Put Homelessness Agency CEO Search on Pause, Former Governor and Seattle Chamber Leader Say

By Erica C. Barnett

Former governor Christine Gregoire and Seattle Metropolitan Chamber of Commerce director Rachel Smith sent an email asking the committee charged with hiring a new CEO for the King County Homelessness Authority to pause the search process, citing “many unanswered questions” and “challenges the agency has faced and/or been unable to respond to.”

Another issue, Gregoire and Smith wrote, is that the city is in the middle of “ongoing conversations about making potentially significant changes to the organization, including the structure of the Authority’s governance. And finally, based on our conversations with various leaders, we have not heard confirmation of how and when the Authority will be reauthorized.”

Gregoire and Smith serve on the committee, which was scheduled to get an initial list of about a dozen candidates from a search firm today.

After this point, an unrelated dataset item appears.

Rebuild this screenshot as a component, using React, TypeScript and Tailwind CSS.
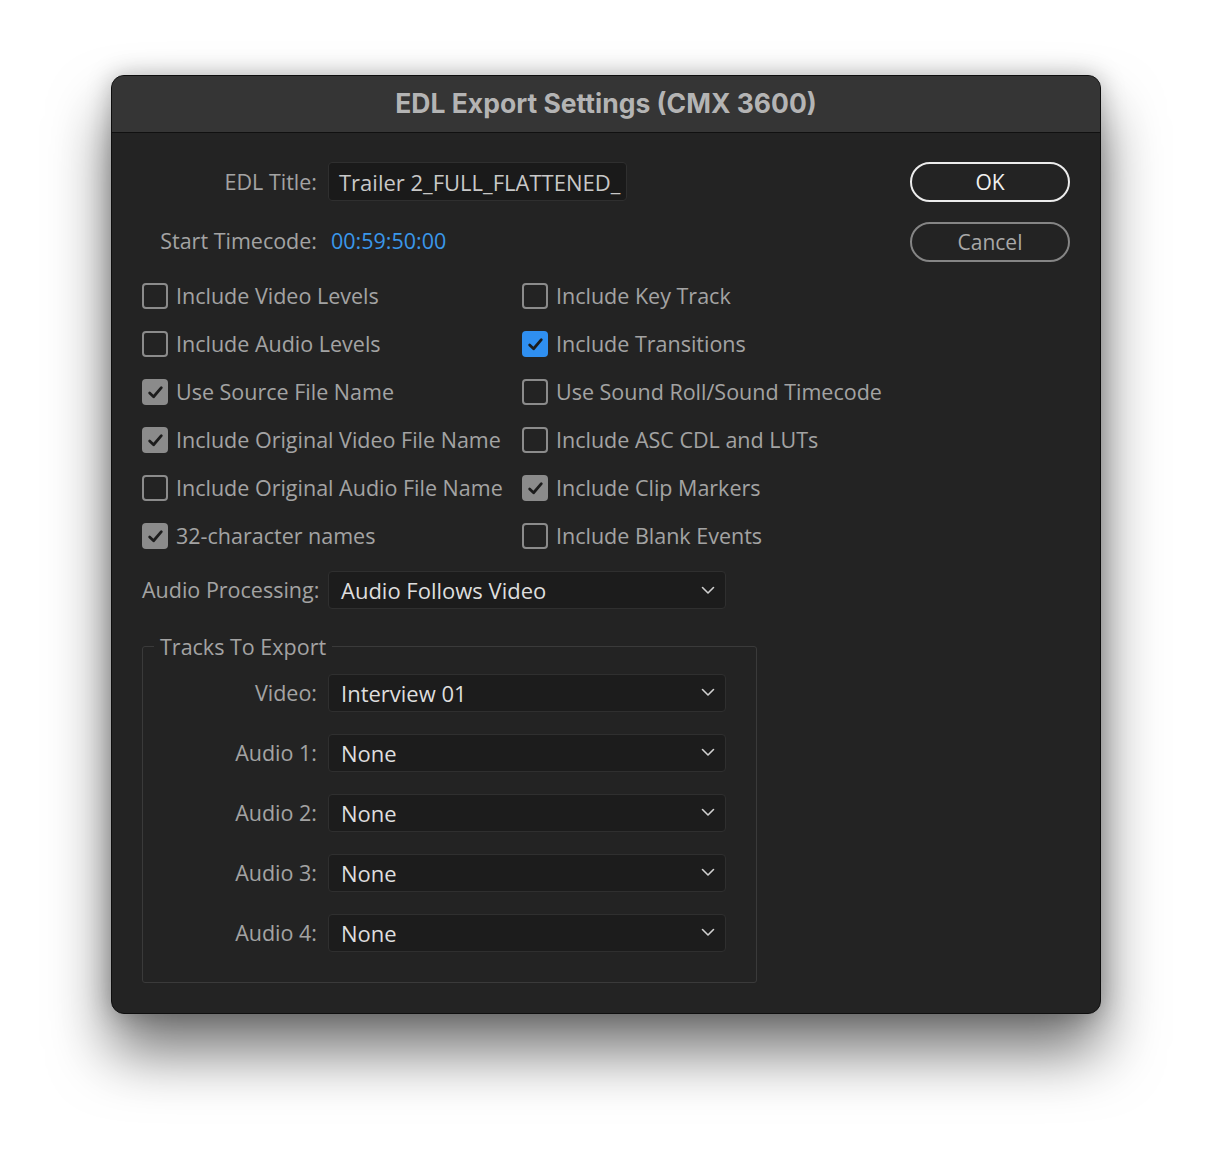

As PubliCola reported earlier this week, the search for a new CEO has been rocky, and the list of applicants has reportedly inspired little excitement on the search committee. The agency’s last permanent director, Marc Dones, left in May 2023, and the position has since been filled by two interim directors—former deputy CEO Helen Howell and, since January, former United Way chief financial officer Darrell Powell. Powell, an ally of Seattle Mayor Bruce Harrell (and Harrell’s pick for the interim position), reportedly put his name in the running for the permanent position.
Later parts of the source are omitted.